Fast forward to my adult years and I became afflicted with this familial disease. I had moved away from West Virginia and was living in a thriving medical community in Charleston, South Carolina. My primary care physician was not satisfied with my diagnosis of “The Burke Stomach” after I told her about the gastrointestinal fireworks that occurred regularly in my life. She ordered blood tests and we learned that “The Burke Stomach” was actually celiac disease.
Luckily my mom and I are doing much better after adopting a very strict gluten free diet, but I can’t help but wonder how much better and longer my grandpa’s life would have been if he had known that the dinner roll he had every evening was actually making him sick.
Why am I telling you this story? Because health equity is not exclusive to socioeconomic, race, or ethnic factors. Rural Americans are a population group that experience significant health disparities. According to research by the Appalachian Regional Commission (ARC), the Robert Wood Johnson Foundation (RWJF), and the Foundation for a Healthy Kentucky, Appalachia has higher mortality rates than the nation in seven of America’s leading causes of death, including heart disease, cancer, chronic obstructive pulmonary disease (COPD), injury, stroke, diabetes, and suicide. To make matters worse this region has lower supplies of health care professionals per 100,000 population when compared with the nation. The data also confirms that the health gap is growing.
Although a lot of people have moved out of this beautiful geographic area, that’s not a practical solution. It may be making matters worse. To successfully reach this underserved population, stereotypes need to be replaced with an understanding of the history, cultural values, beliefs, and communication issues. Improved communication and interactions would go a long way towards improving health outcomes.
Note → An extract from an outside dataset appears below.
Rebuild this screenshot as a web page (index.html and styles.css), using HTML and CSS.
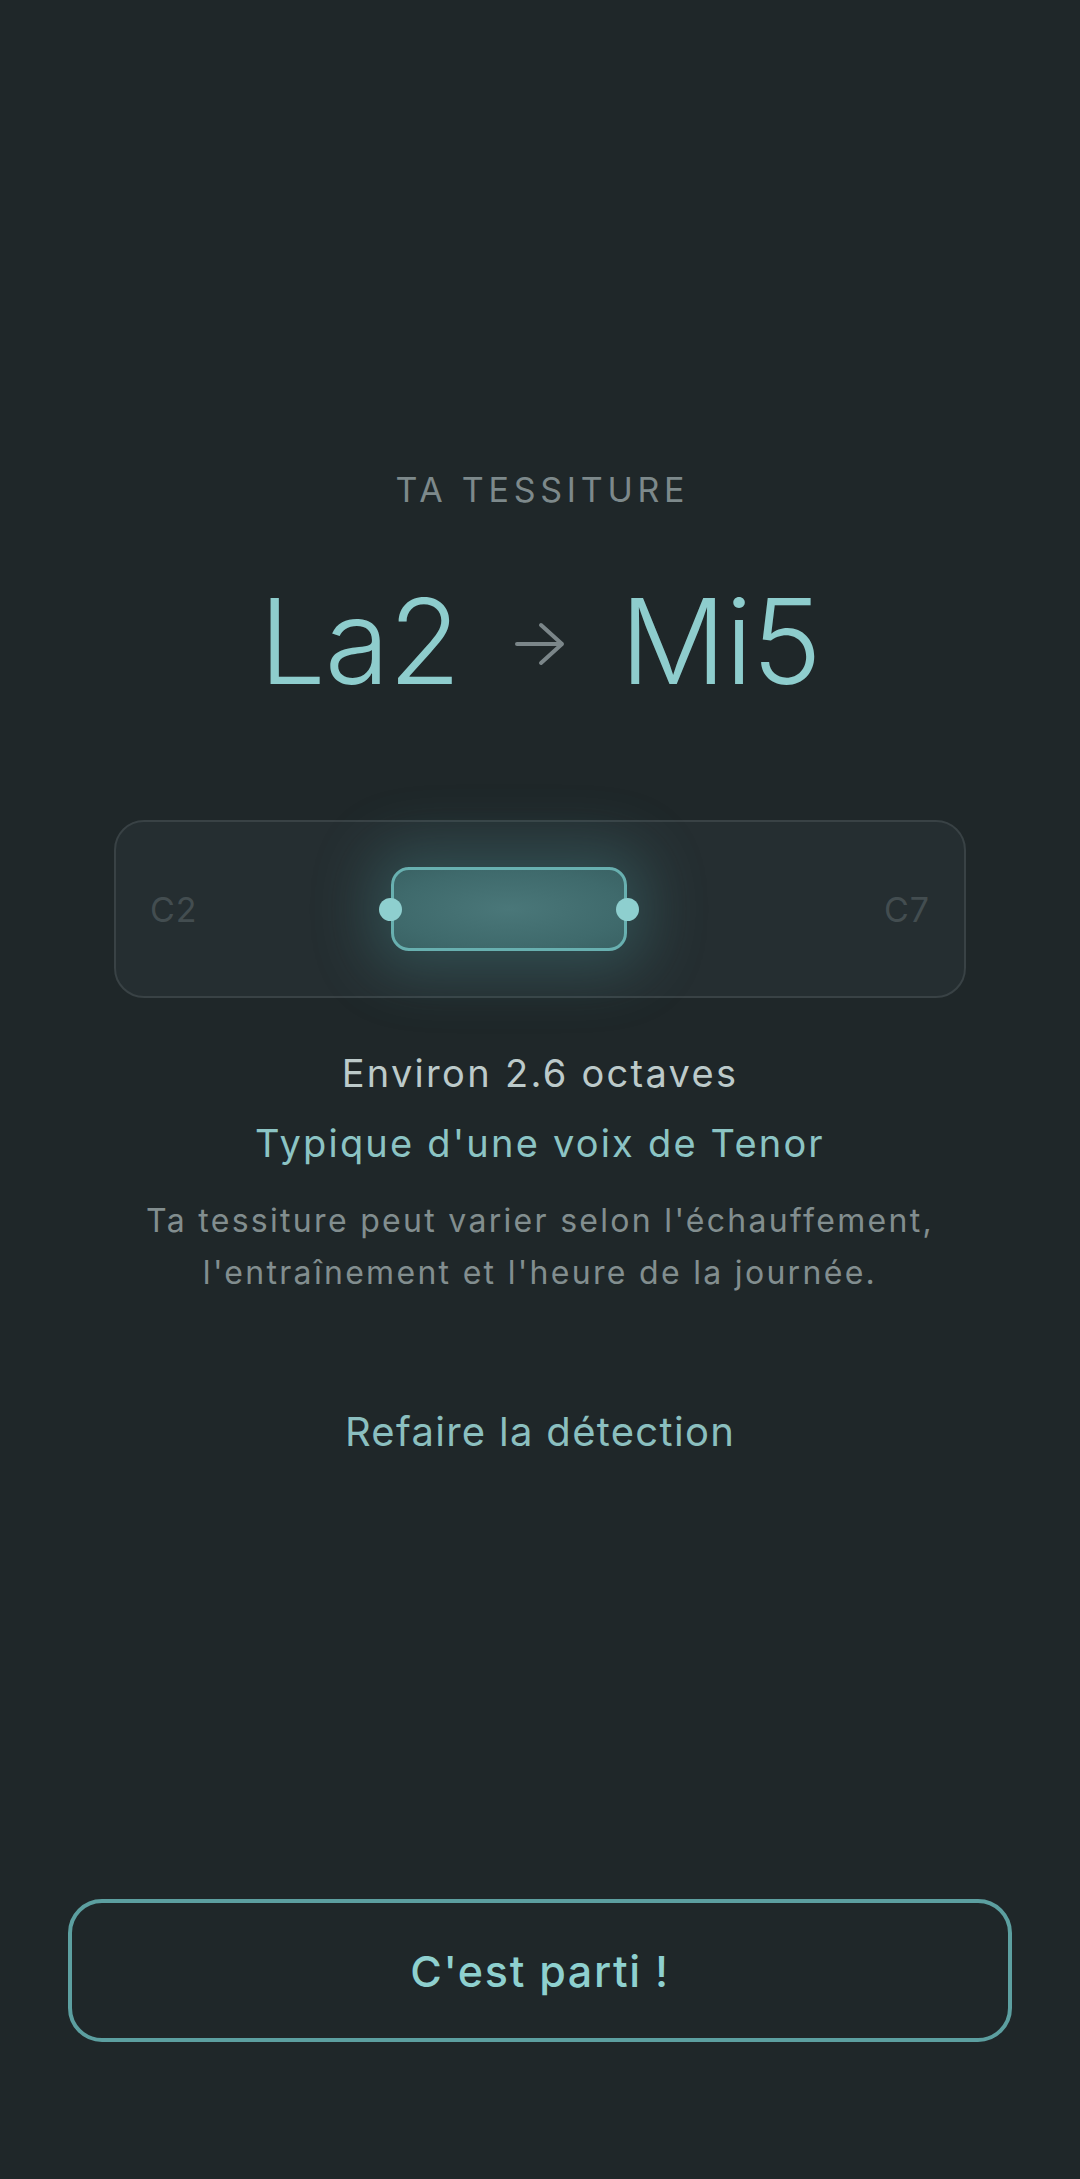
FILE: index.html
```html
<!DOCTYPE html>
<html lang="fr">
<head>
<meta charset="utf-8">
<title>Ta tessiture</title>
<link rel="stylesheet" href="styles.css">
</head>
<body>
<main class="screen">
  <p class="label">TA TESSITURE</p>
  <div class="range-title">
    <span class="note">La2</span>
    <svg class="arrow" width="50" height="44" viewBox="0 0 50 44" aria-hidden="true">
      <path d="M2 22 H47 M26 3 L47 22 L26 41" fill="none" stroke="#7b8689" stroke-width="4" stroke-linecap="round" stroke-linejoin="round"/>
    </svg>
    <span class="note">Mi5</span>
  </div>
  <div class="card">
    <span class="edge">C2</span>
    <div class="track">
      <div class="bar" style="left: 32.4%; width: 27.9%;">
        <span class="dot dot-left"></span>
        <span class="dot dot-right"></span>
      </div>
    </div>
    <span class="edge">C7</span>
  </div>
  <p class="octaves">Environ 2.6 octaves</p>
  <p class="voice">Typique d'une voix de Tenor</p>
  <p class="note-text">Ta tessiture peut varier selon l'échauffement,<br>l'entraînement et l'heure de la journée.</p>
  <a class="redo" href="#">Refaire la détection</a>
  <div class="spacer"></div>
  <button class="cta" type="button">C'est parti !</button>
</main>
</body>
</html>
```
FILE: styles.css
```css
* { box-sizing: border-box; }
html, body {
  margin: 0;
  padding: 0;
  background: #1f2729;
}
body {
  font-family: Inter, "Noto Sans", "DejaVu Sans", sans-serif;
}
.screen {
  min-height: 2179px;
  display: flex;
  flex-direction: column;
  align-items: center;
  padding: 470px 0 137px;
}
.label {
  margin: 0;
  font-size: 34px;
  line-height: 40px;
  letter-spacing: 0.14em;
  color: #7d898b;
  font-weight: 400;
  padding-left: 0.14em;
}
.range-title {
  margin-top: 61px;
  display: flex;
  align-items: center;
  gap: 55px;
  height: 140px;
}
.note {
  font-size: 118px;
  line-height: 140px;
  font-weight: 300;
  letter-spacing: -1px;
  color: #8ecdcd;
}
.arrow { display: block; margin-top: 6px; }
.card {
  margin-top: 109px;
  width: 852px;
  height: 178px;
  border: 2px solid #394245;
  border-radius: 30px;
  background: #252e31;
  display: flex;
  align-items: center;
  padding: 0 34px;
}
.edge {
  font-size: 34px;
  letter-spacing: 1px;
  color: #434d50;
  width: 48px;
}
.edge:last-child { text-align: right; }
.track {
  position: relative;
  flex: 1;
  height: 100%;
  margin: 0 -82px;
}
.bar {
  position: absolute;
  top: 45px;
  height: 84px;
  border: 3px solid #68b0b0;
  border-radius: 18px;
  background: radial-gradient(ellipse at center, #4a7779 0%, #3f6a6c 70%, #3a6264 100%);
  box-shadow: 0 0 60px 20px rgba(80, 156, 158, 0.3);
}
.dot {
  position: absolute;
  top: 50%;
  width: 23px;
  height: 23px;
  margin-top: -11.5px;
  border-radius: 50%;
  background: #8ecfcf;
}
.dot-left { left: -15px; }
.dot-right { right: -15px; }
.octaves {
  margin: 51px 0 0;
  font-size: 38px;
  line-height: 48px;
  letter-spacing: 2.3px;
  color: #bccaca;
}
.voice {
  margin: 22px 0 0;
  font-size: 38px;
  line-height: 48px;
  letter-spacing: 2.2px;
  color: #8cc4c4;
}
.note-text {
  margin: 28px 0 0;
  font-size: 32px;
  line-height: 52px;
  letter-spacing: 2.3px;
  color: #828e8f;
  text-align: center;
}
.redo {
  margin-top: 109px;
  font-size: 40px;
  line-height: 48px;
  letter-spacing: 1.3px;
  color: #8bbfbf;
  text-decoration: none;
}
.spacer { flex: 1; }
.cta {
  width: 944px;
  height: 143px;
  border: 4px solid #5c9fa0;
  border-radius: 34px;
  background: transparent;
  color: #8ed0cf;
  font-family: Inter, "Noto Sans", sans-serif;
  font-size: 43px;
  font-weight: 500;
  letter-spacing: 1.7px;
  cursor: pointer;
}
```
Going a step further, programs like Successfully Training and Educating Pre-medical Students (STEPS)provide support such as physician shadowing, mock interviews, and MCAT practice exams for regional students applying to medical school. 88% of participants have been accepted into medical school and the program is growing throughout Kentucky.
As CMS ramps up their focus on health equity, we must include America’s forgotten people. Culturally competent providers, improving high-speed internet access, community workers, and innovative financial reimbursement models are all keys to improving health disparities in Appalachia and the nation’s other rural communities.